President Trump’s executive order, with its ambiguous language, sent a shiver through the gaming world as Tencent holds massive investments in American companies. But White House officials clarified that the order is meant to focus only on transactions specifically related to WeChat.

Tencent owns Los Angeles-based Riot Games, which is the creator of League of Legends, and holds a 40% stake in Epic Games, maker of Fortnite. It also has 5% shares in gaming giant Activision Blizzard.

China digest

The executive order was seeking to ban all transactions with Tencent’s messaging app in the US. However, the ban on WeChat is now halted after a federal judge on Sunday issued an injunction, citing concerns that the order would harm First Amendment rights.

“The negative impact on the gaming industry is limited,” said Zheng Jintiao, the founder of Chinese online gaming community GamerBoom. “Most of Tencent’s investments are small equity investments, even in the case it holds a larger stake, the gaming companies and studios remain independent operations. Technically, there shouldn’t be any data security problem.”

Different from apps like TikTok that collects geolocation data, most Epic and Riot games are PC-based, which generally does not enable geolocation tracking and collects less sensitive data, according to a South China Morning Post report that is citing Greg Pilarowski, founder of San Francisco-based law firm Pillar Legal, which specializes in technology and gaming.

Hostile moves

However, the political tensions between the US and China complicate the case. “The trade war between the US and China has been shifting to a ‘tech war’ since the end of 2018,” said Feng Chucheng, political risk analyst and partner at consultancy Plenum. “The setback of Tencent is part of the US’s hostile moves towards Chinese tech companies. The underlying reasons are the disagreements on internet governance models and competition in data and technology.”

On the basis of White House’s 5G Clean Path initiative, which aims to bar Chinese companies from America’s 5G infrastructure, Secretary of State Mike Pompeo announced the “Clean Network” program in a bid to “guard [US] citizens’ privacy” from “malign actors,” signaling the government’s tough stance on internet governance.
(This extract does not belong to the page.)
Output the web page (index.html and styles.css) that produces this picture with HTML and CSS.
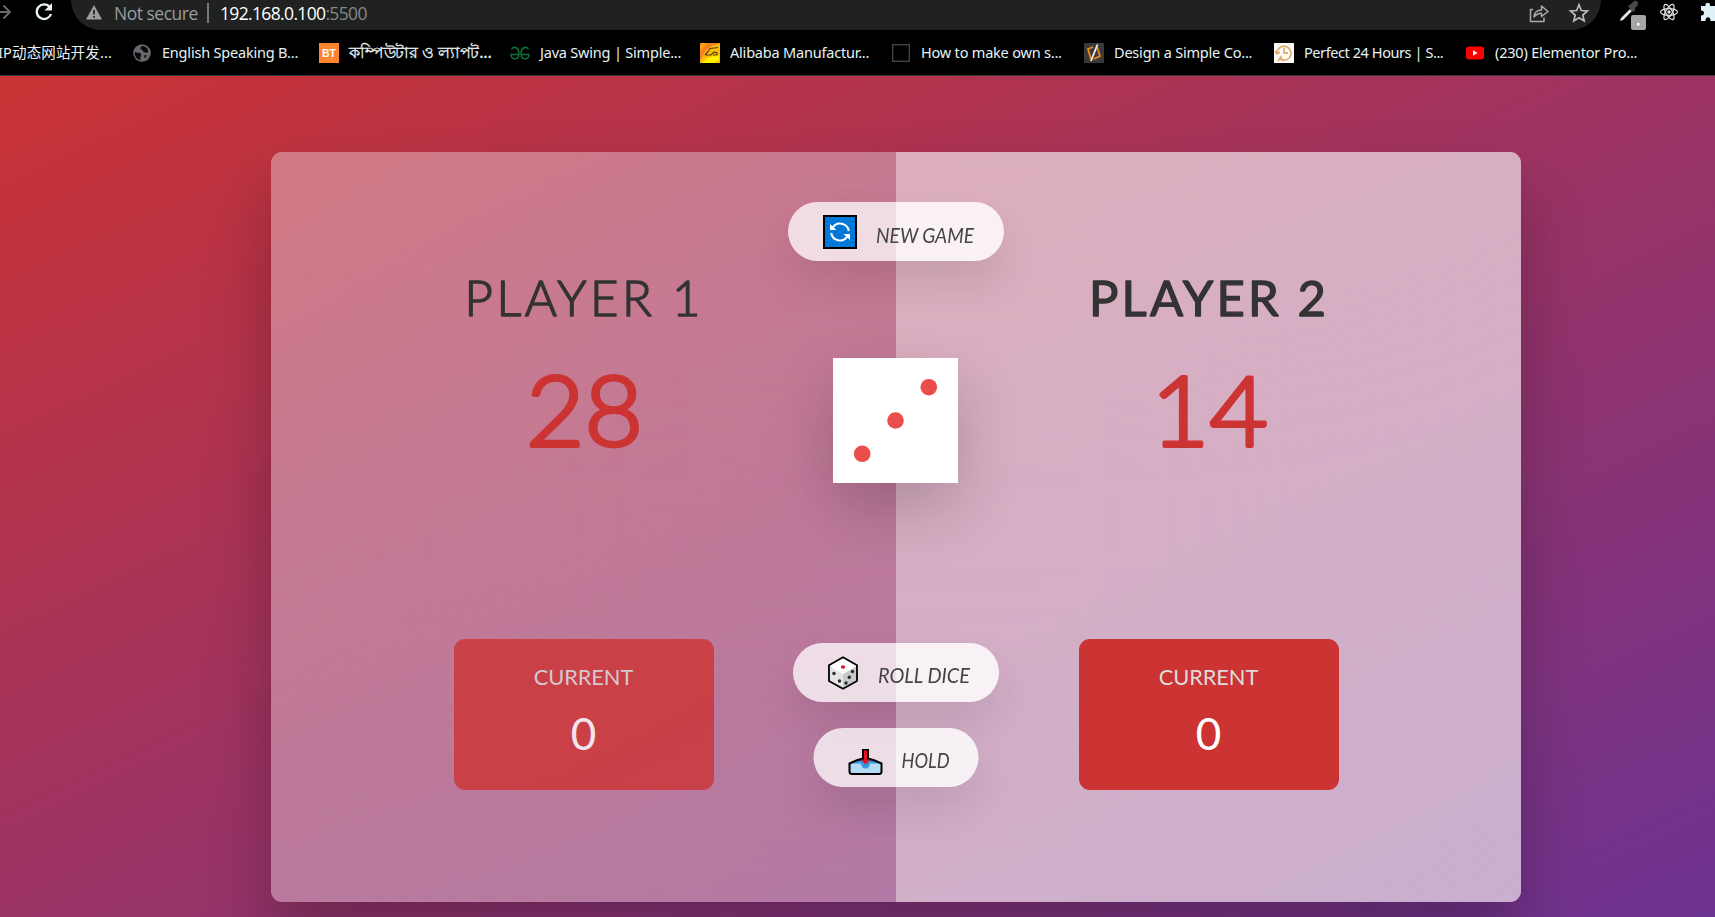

As far as investments are concerned, the Foreign Investment Risk Review Modernization Act (FIRRMA), which took effect on February 13, gives CFIUS new bases for jurisdiction, including “non-controlling investments in certain US businesses involved with critical technology, critical infrastructure, or sensitive personal data.”

“There may be a period of time in the future that will be difficult for technology companies to grow on a global scale,” Feng said. “It’s hard to meet the various requirements of different governments.”

Tencent’s smash hit, PUBG Mobile, was taken down in India by the government over security reasons this month, in addition to more than 200 Chinese apps. In response, the South Korean developer of PUBG cut ties with Tencent, discontinued its PUBG franchise, and is seeking new partners in India, where the game was the biggest grossing mobile title last month.